• _What needs to be done_:
Quote all of the data exactly as given. Skip every picture it contains.
::::
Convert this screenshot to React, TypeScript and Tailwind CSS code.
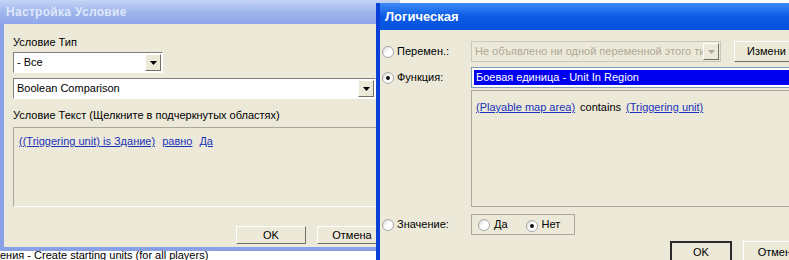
const ui = { fontFamily: "'Liberation Sans', Arial, sans-serif" };

function Radio({ checked = false }: { checked?: boolean }) {
  return (
    <span className="relative inline-flex w-[12px] h-[12px] shrink-0 rounded-full border border-[#a8a8a8] bg-gradient-to-br from-[#d8d8d0] via-white to-white items-center justify-center">
      {checked && <span className="w-[4px] h-[4px] rounded-full bg-[#111]" />}
    </span>
  );
}

function Arrow({ disabled = false }: { disabled?: boolean }) {
  return (
    <span className="w-[16px] h-full shrink-0 flex items-center justify-center bg-[#ece9d8] border border-t-white border-l-white border-b-[#716f64] border-r-[#716f64]">
      <svg width="7" height="4" viewBox="0 0 7 4">
        <path d="M0 0h7L3.5 4z" fill={disabled ? "#aca899" : "#000"} />
      </svg>
    </span>
  );
}

function Select({ text, className }: { text: string; className: string }) {
  return (
    <div className={`flex h-[21px] bg-white border border-t-[#7f7f7f] border-l-[#7f7f7f] border-b-white border-r-white p-[1px] ${className}`}>
      <span className="flex-1 pl-[2px] leading-[17px] truncate">{text}</span>
      <Arrow />
    </div>
  );
}

function Button({ label, def = false, className = "" }: { label: string; def?: boolean; className?: string }) {
  return (
    <div
      className={`flex items-center justify-center bg-[#ece9d8] ${
        def ? "border-2 border-[#2b2b2b]" : "border border-t-white border-l-white border-b-[#716f64] border-r-[#716f64]"
      } ${className}`}
    >
      {label}
    </div>
  );
}

export default function App() {
  return (
    <div style={ui} className="relative w-[789px] h-[260px] overflow-hidden bg-white text-[11px] text-black">
      {/* settings dialog (inactive) */}
      <div className="absolute left-0 top-0 w-[400px] flex flex-col">
        <div className="h-[24px] flex items-center pl-[6px] bg-gradient-to-b from-[#c6d4f6] via-[#9fb5ec] to-[#8ea6e8]">
          <span className="text-[12px] font-bold text-[#dfe8fa] tracking-[0.3px]">Настройка Условие</span>
        </div>
        <div className="h-[223px] bg-[#ece9d8] border-l-4 border-[#8aa0e6] pl-[9px] pt-[12px] flex flex-col">
          <div className="leading-[13px]">Условие Тип</div>
          <Select text="- Все" className="w-[150px] mt-[3px]" />
          <Select text="Boolean Comparison" className="w-[363px] mt-[5px]" />
          <div className="leading-[13px] mt-[10px]">Условие Текст (Щелкните в подчеркнутых областях)</div>
          <div className="w-[380px] h-[80px] mt-[5px] border border-t-[#aca899] border-l-[#aca899] border-b-white border-r-white px-[5px] pt-[5px] flex gap-[7px] text-[#1a33b8]">
            <span className="underline">((Triggering unit) is Здание)</span>
            <span className="underline">равно</span>
            <span className="underline">Да</span>
          </div>
          <div className="flex gap-[11px] mt-[19px] ml-[223px]">
            <Button label="OK" className="w-[70px] h-[18px]" />
            <Button label="Отмена" className="w-[70px] h-[18px]" />
          </div>
        </div>
        <div className="h-[4px] bg-[#8aa0e6]" />
        <div className="h-[9px] overflow-hidden">
          <div className="leading-[11px] -mt-[1px]">ения - Create starting units (for all players)</div>
        </div>
      </div>

      {/* boolean dialog (active) */}
      <div className="absolute left-[376px] top-[3px] w-[430px] h-[270px] flex flex-col border-l-4 border-[#0a3fd8] bg-[#ece9d8]">
        <div className="h-[27px] shrink-0 flex items-center pl-[5px] bg-gradient-to-b from-[#3d8bf7] via-[#0a5ae6] to-[#0653dc]">
          <span className="text-[13px] font-bold text-white">Логическая</span>
        </div>
        <div className="flex-1 pt-[11px] pl-[2px]">
          <div className="grid grid-cols-[89px_1fr] items-center">
            <div className="flex items-center gap-[3px]">
              <Radio />
              <span>Перемен.:</span>
            </div>
            <div className="flex items-center gap-[13px]">
              <div className="flex w-[250px] h-[21px] bg-[#ece9d8] border border-[#c9c7ba] p-[1px]">
                <span className="flex-1 pl-[2px] leading-[17px] text-[#aca899] whitespace-nowrap overflow-hidden">
                  Не объявлено ни одной переменной этого типа
                </span>
                <Arrow disabled />
              </div>
              <Button label="Измени" className="w-[75px] h-[21px] justify-start pl-[12px]" />
            </div>

            <div className="flex items-center gap-[3px] mt-[5px]">
              <Radio checked />
              <span>Функция:</span>
            </div>
            <div className="mt-[5px] h-[21px] bg-white border border-[#7f9db9] p-[2px]">
              <div className="h-full bg-[#0000f0] text-white pl-[2px] leading-[15px]">Боевая единица - Unit In Region</div>
            </div>

            <div />
            <div className="mt-[2px] h-[117px] border border-t-[#aca899] border-l-[#aca899] border-b-[#aca899] border-r-white px-[4px] pt-[8px] flex gap-[5px]">
              <span className="underline text-[#1a33b8]">(Playable map area)</span>
              <span>contains</span>
              <span className="underline text-[#1a33b8]">(Triggering unit)</span>
            </div>

            <div className="flex items-center gap-[3px] mt-[7px]">
              <Radio />
              <span>Значение:</span>
            </div>
            <div className="mt-[7px]">
              <div className="w-[104px] h-[21px] border border-[#aca899] flex items-center pl-[6px]">
                <Radio />
                <span className="ml-[4px]">Да</span>
                <span className="ml-[18px]"><Radio checked /></span>
                <span className="ml-[4px]">Нет</span>
              </div>
            </div>
          </div>
          <div className="flex gap-[11px] mt-[6px] ml-[288px]">
            <Button label="OK" def className="w-[71px] h-[22px]" />
            <Button label="Отмена" className="w-[71px] h-[22px] justify-start pl-[14px]" />
          </div>
        </div>
      </div>
    </div>
  );
}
::::
• _Output of the task_:
Convert this screenshot to React, TypeScript and Tailwind CSS code.
const ui = { fontFamily: "'Liberation Sans', Arial, sans-serif" };

function Radio({ checked = false }: { checked?: boolean }) {
  return (
    <span className="relative inline-flex w-[12px] h-[12px] shrink-0 rounded-full border border-[#a8a8a8] bg-gradient-to-br from-[#d8d8d0] via-white to-white items-center justify-center">
      {checked && <span className="w-[4px] h-[4px] rounded-full bg-[#111]" />}
    </span>
  );
}

function Arrow({ disabled = false }: { disabled?: boolean }) {
  return (
    <span className="w-[16px] h-full shrink-0 flex items-center justify-center bg-[#ece9d8] border border-t-white border-l-white border-b-[#716f64] border-r-[#716f64]">
      <svg width="7" height="4" viewBox="0 0 7 4">
        <path d="M0 0h7L3.5 4z" fill={disabled ? "#aca899" : "#000"} />
      </svg>
    </span>
  );
}

function Select({ text, className }: { text: string; className: string }) {
  return (
    <div className={`flex h-[21px] bg-white border border-t-[#7f7f7f] border-l-[#7f7f7f] border-b-white border-r-white p-[1px] ${className}`}>
      <span className="flex-1 pl-[2px] leading-[17px] truncate">{text}</span>
      <Arrow />
    </div>
  );
}

function Button({ label, def = false, className = "" }: { label: string; def?: boolean; className?: string }) {
  return (
    <div
      className={`flex items-center justify-center bg-[#ece9d8] ${
        def ? "border-2 border-[#2b2b2b]" : "border border-t-white border-l-white border-b-[#716f64] border-r-[#716f64]"
      } ${className}`}
    >
      {label}
    </div>
  );
}

export default function App() {
  return (
    <div style={ui} className="relative w-[789px] h-[260px] overflow-hidden bg-white text-[11px] text-black">
      {/* settings dialog (inactive) */}
      <div className="absolute left-0 top-0 w-[400px] flex flex-col">
        <div className="h-[24px] flex items-center pl-[6px] bg-gradient-to-b from-[#c6d4f6] via-[#9fb5ec] to-[#8ea6e8]">
          <span className="text-[12px] font-bold text-[#dfe8fa] tracking-[0.3px]">Настройка Условие</span>
        </div>
        <div className="h-[223px] bg-[#ece9d8] border-l-4 border-[#8aa0e6] pl-[9px] pt-[12px] flex flex-col">
          <div className="leading-[13px]">Условие Тип</div>
          <Select text="- Все" className="w-[150px] mt-[3px]" />
          <Select text="Boolean Comparison" className="w-[363px] mt-[5px]" />
          <div className="leading-[13px] mt-[10px]">Условие Текст (Щелкните в подчеркнутых областях)</div>
          <div className="w-[380px] h-[80px] mt-[5px] border border-t-[#aca899] border-l-[#aca899] border-b-white border-r-white px-[5px] pt-[5px] flex gap-[7px] text-[#1a33b8]">
            <span className="underline">((Triggering unit) is Здание)</span>
            <span className="underline">равно</span>
            <span className="underline">Да</span>
          </div>
          <div className="flex gap-[11px] mt-[19px] ml-[223px]">
            <Button label="OK" className="w-[70px] h-[18px]" />
            <Button label="Отмена" className="w-[70px] h-[18px]" />
          </div>
        </div>
        <div className="h-[4px] bg-[#8aa0e6]" />
        <div className="h-[9px] overflow-hidden">
          <div className="leading-[11px] -mt-[1px]">ения - Create starting units (for all players)</div>
        </div>
      </div>

      {/* boolean dialog (active) */}
      <div className="absolute left-[376px] top-[3px] w-[430px] h-[270px] flex flex-col border-l-4 border-[#0a3fd8] bg-[#ece9d8]">
        <div className="h-[27px] shrink-0 flex items-center pl-[5px] bg-gradient-to-b from-[#3d8bf7] via-[#0a5ae6] to-[#0653dc]">
          <span className="text-[13px] font-bold text-white">Логическая</span>
        </div>
        <div className="flex-1 pt-[11px] pl-[2px]">
          <div className="grid grid-cols-[89px_1fr] items-center">
            <div className="flex items-center gap-[3px]">
              <Radio />
              <span>Перемен.:</span>
            </div>
            <div className="flex items-center gap-[13px]">
              <div className="flex w-[250px] h-[21px] bg-[#ece9d8] border border-[#c9c7ba] p-[1px]">
                <span className="flex-1 pl-[2px] leading-[17px] text-[#aca899] whitespace-nowrap overflow-hidden">
                  Не объявлено ни одной переменной этого типа
                </span>
                <Arrow disabled />
              </div>
              <Button label="Измени" className="w-[75px] h-[21px] justify-start pl-[12px]" />
            </div>

            <div className="flex items-center gap-[3px] mt-[5px]">
              <Radio checked />
              <span>Функция:</span>
            </div>
            <div className="mt-[5px] h-[21px] bg-white border border-[#7f9db9] p-[2px]">
              <div className="h-full bg-[#0000f0] text-white pl-[2px] leading-[15px]">Боевая единица - Unit In Region</div>
            </div>

            <div />
            <div className="mt-[2px] h-[117px] border border-t-[#aca899] border-l-[#aca899] border-b-[#aca899] border-r-white px-[4px] pt-[8px] flex gap-[5px]">
              <span className="underline text-[#1a33b8]">(Playable map area)</span>
              <span>contains</span>
              <span className="underline text-[#1a33b8]">(Triggering unit)</span>
            </div>

            <div className="flex items-center gap-[3px] mt-[7px]">
              <Radio />
              <span>Значение:</span>
            </div>
            <div className="mt-[7px]">
              <div className="w-[104px] h-[21px] border border-[#aca899] flex items-center pl-[6px]">
                <Radio />
                <span className="ml-[4px]">Да</span>
                <span className="ml-[18px]"><Radio checked /></span>
                <span className="ml-[4px]">Нет</span>
              </div>
            </div>
          </div>
          <div className="flex gap-[11px] mt-[6px] ml-[288px]">
            <Button label="OK" def className="w-[71px] h-[22px]" />
            <Button label="Отмена" className="w-[71px] h-[22px] justify-start pl-[14px]" />
          </div>
        </div>
      </div>
    </div>
  );
}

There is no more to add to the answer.